BOWIE’S MESS

Catalyst June Issue 2013, Front Page

Old-time rock star David Bowie made a splash with his new video that accompanies his song, “The Next Day.”

The video is strewn with characteristic excess: one priest bashes a homeless man, while others are busy hitting on women; self-flagellation is depicted; a dancing gal with bleeding hands makes a stigmata statement; and a customer is served eyeballs on a plate.

The lyrics refer to the “priest stiff in hate” and “women dressed as men for the pleasure of that priest.” The song concludes with, “They can work with Satan while they dress with the saints.” In short, the video reflects the artist—it is a mess.

Bill Donohue commented on Bowie’s latest effort: “The switch-hitting, bisexual, senior citizen from London has resurfaced, this time playing a Jesus-like character who hangs out in a nightclub dump frequented by priests, cardinals and half-naked women.”
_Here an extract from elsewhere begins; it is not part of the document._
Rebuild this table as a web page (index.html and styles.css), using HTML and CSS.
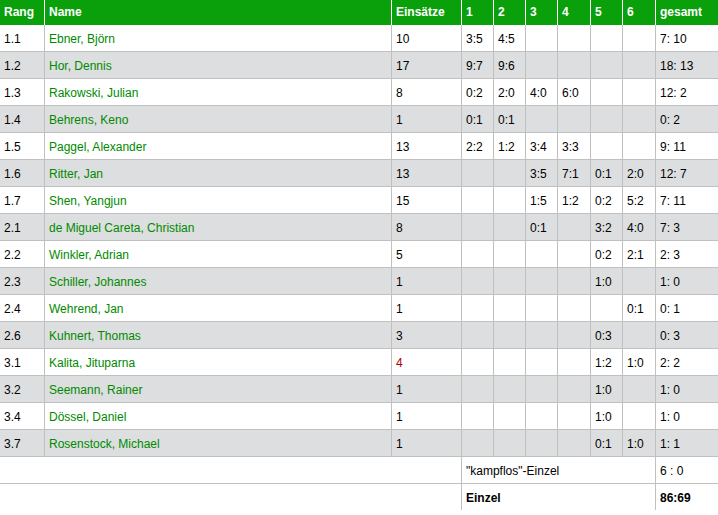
FILE: index.html
```html
<!DOCTYPE html>
<html lang="de">
<head>
<meta charset="utf-8">
<title>Einzelbilanz</title>
<link rel="stylesheet" href="styles.css">
</head>
<body>
<table class="bilanz">
  <thead>
    <tr>
      <th class="c-rang">Rang</th>
      <th class="c-name">Name</th>
      <th class="c-eins">Einsätze</th>
      <th class="c-r">1</th>
      <th class="c-r">2</th>
      <th class="c-r">3</th>
      <th class="c-r4">4</th>
      <th class="c-r">5</th>
      <th class="c-r4">6</th>
      <th class="c-ges">gesamt</th>
    </tr>
  </thead>
  <tbody>
    <tr><td>1.1</td><td class="name">Ebner, Björn</td><td>10</td><td>3:5</td><td>4:5</td><td></td><td></td><td></td><td></td><td class="last">7: 10</td></tr>
    <tr class="alt"><td>1.2</td><td class="name">Hor, Dennis</td><td>17</td><td>9:7</td><td>9:6</td><td></td><td></td><td></td><td></td><td class="last">18: 13</td></tr>
    <tr><td>1.3</td><td class="name">Rakowski, Julian</td><td>8</td><td>0:2</td><td>2:0</td><td>4:0</td><td>6:0</td><td></td><td></td><td class="last">12: 2</td></tr>
    <tr class="alt"><td>1.4</td><td class="name">Behrens, Keno</td><td>1</td><td>0:1</td><td>0:1</td><td></td><td></td><td></td><td></td><td class="last">0: 2</td></tr>
    <tr><td>1.5</td><td class="name">Paggel, Alexander</td><td>13</td><td>2:2</td><td>1:2</td><td>3:4</td><td>3:3</td><td></td><td></td><td class="last">9: 11</td></tr>
    <tr class="alt"><td>1.6</td><td class="name">Ritter, Jan</td><td>13</td><td></td><td></td><td>3:5</td><td>7:1</td><td>0:1</td><td>2:0</td><td class="last">12: 7</td></tr>
    <tr><td>1.7</td><td class="name">Shen, Yangjun</td><td>15</td><td></td><td></td><td>1:5</td><td>1:2</td><td>0:2</td><td>5:2</td><td class="last">7: 11</td></tr>
    <tr class="alt"><td>2.1</td><td class="name">de Miguel Careta, Christian</td><td>8</td><td></td><td></td><td>0:1</td><td></td><td>3:2</td><td>4:0</td><td class="last">7: 3</td></tr>
    <tr><td>2.2</td><td class="name">Winkler, Adrian</td><td>5</td><td></td><td></td><td></td><td></td><td>0:2</td><td>2:1</td><td class="last">2: 3</td></tr>
    <tr class="alt"><td>2.3</td><td class="name">Schiller, Johannes</td><td>1</td><td></td><td></td><td></td><td></td><td>1:0</td><td></td><td class="last">1: 0</td></tr>
    <tr><td>2.4</td><td class="name">Wehrend, Jan</td><td>1</td><td></td><td></td><td></td><td></td><td></td><td>0:1</td><td class="last">0: 1</td></tr>
    <tr class="alt"><td>2.6</td><td class="name">Kuhnert, Thomas</td><td>3</td><td></td><td></td><td></td><td></td><td>0:3</td><td></td><td class="last">0: 3</td></tr>
    <tr><td>3.1</td><td class="name">Kalita, Jituparna</td><td class="warn">4</td><td></td><td></td><td></td><td></td><td>1:2</td><td>1:0</td><td class="last">2: 2</td></tr>
    <tr class="alt"><td>3.2</td><td class="name">Seemann, Rainer</td><td>1</td><td></td><td></td><td></td><td></td><td>1:0</td><td></td><td class="last">1: 0</td></tr>
    <tr><td>3.4</td><td class="name">Dössel, Daniel</td><td>1</td><td></td><td></td><td></td><td></td><td>1:0</td><td></td><td class="last">1: 0</td></tr>
    <tr class="alt"><td>3.7</td><td class="name">Rosenstock, Michael</td><td>1</td><td></td><td></td><td></td><td></td><td>0:1</td><td>1:0</td><td class="last">1: 1</td></tr>
    <tr class="foot"><td colspan="3"></td><td colspan="6">"kampflos"-Einzel</td><td class="last">6 : 0</td></tr>
    <tr class="foot total"><td colspan="3"></td><td colspan="6">Einzel</td><td class="last">86:69</td></tr>
  </tbody>
</table>
</body>
</html>
```
FILE: styles.css
```css
html, body {
  margin: 0;
  padding: 0;
  background: #ffffff;
}

.bilanz {
  width: 718px;
  table-layout: fixed;
  border-collapse: separate;
  border-spacing: 0;
  font-family: "Liberation Sans", Arial, sans-serif;
  font-size: 12px;
  color: #000000;
}

.bilanz th,
.bilanz td {
  box-sizing: border-box;
  padding: 0 0 0 4px;
  text-align: left;
  white-space: nowrap;
  overflow: hidden;
}

.bilanz thead th {
  height: 25px;
  background: #0aa00c;
  color: #ffffff;
  font-weight: bold;
  border-right: 1px solid #ffffff;
  vertical-align: middle;
  padding-bottom: 1px;
}

.bilanz thead th.c-ges {
  border-right: none;
}

.c-rang { width: 45px; }
.c-name { width: 347px; }
.c-eins { width: 70px; }
.c-r { width: 32px; }
.c-r4 { width: 33px; }
.c-ges { width: 62px; }

.bilanz tbody td {
  height: 27px;
  border-right: 1px solid #c0c0c0;
  border-bottom: 1px solid #c0c0c0;
  vertical-align: middle;
  padding-top: 1px;
}

.bilanz tbody td.last {
  border-right: none;
}

.bilanz tbody tr.alt td {
  background: #dcdedf;
}

.bilanz td.name {
  color: #008a00;
}

.bilanz td.warn {
  color: #b00000;
}

.bilanz tr.total td {
  border-bottom: none;
  font-weight: bold;
  height: 26px;
}
```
Bowie is confused about religion. He once made a public confession: “I was young, fancy free, and Tibetan Buddhism appealed to me at that time. I thought, ‘There’s salvation.’ It didn’t really work. Then I went through Nietzsche, Satanism, Christianity…pottery, and ended up singing. It’s been a long road.”

Donohue noted that as confused as Bowie is, “it’s a sure bet he can’t stop thinking about the Cadillac of all religions, namely Roman Catholicism. There is hope for him yet.” Donohue’s remarks were picked up by media outlets ranging from Rolling Stone to the Wall Street Journal.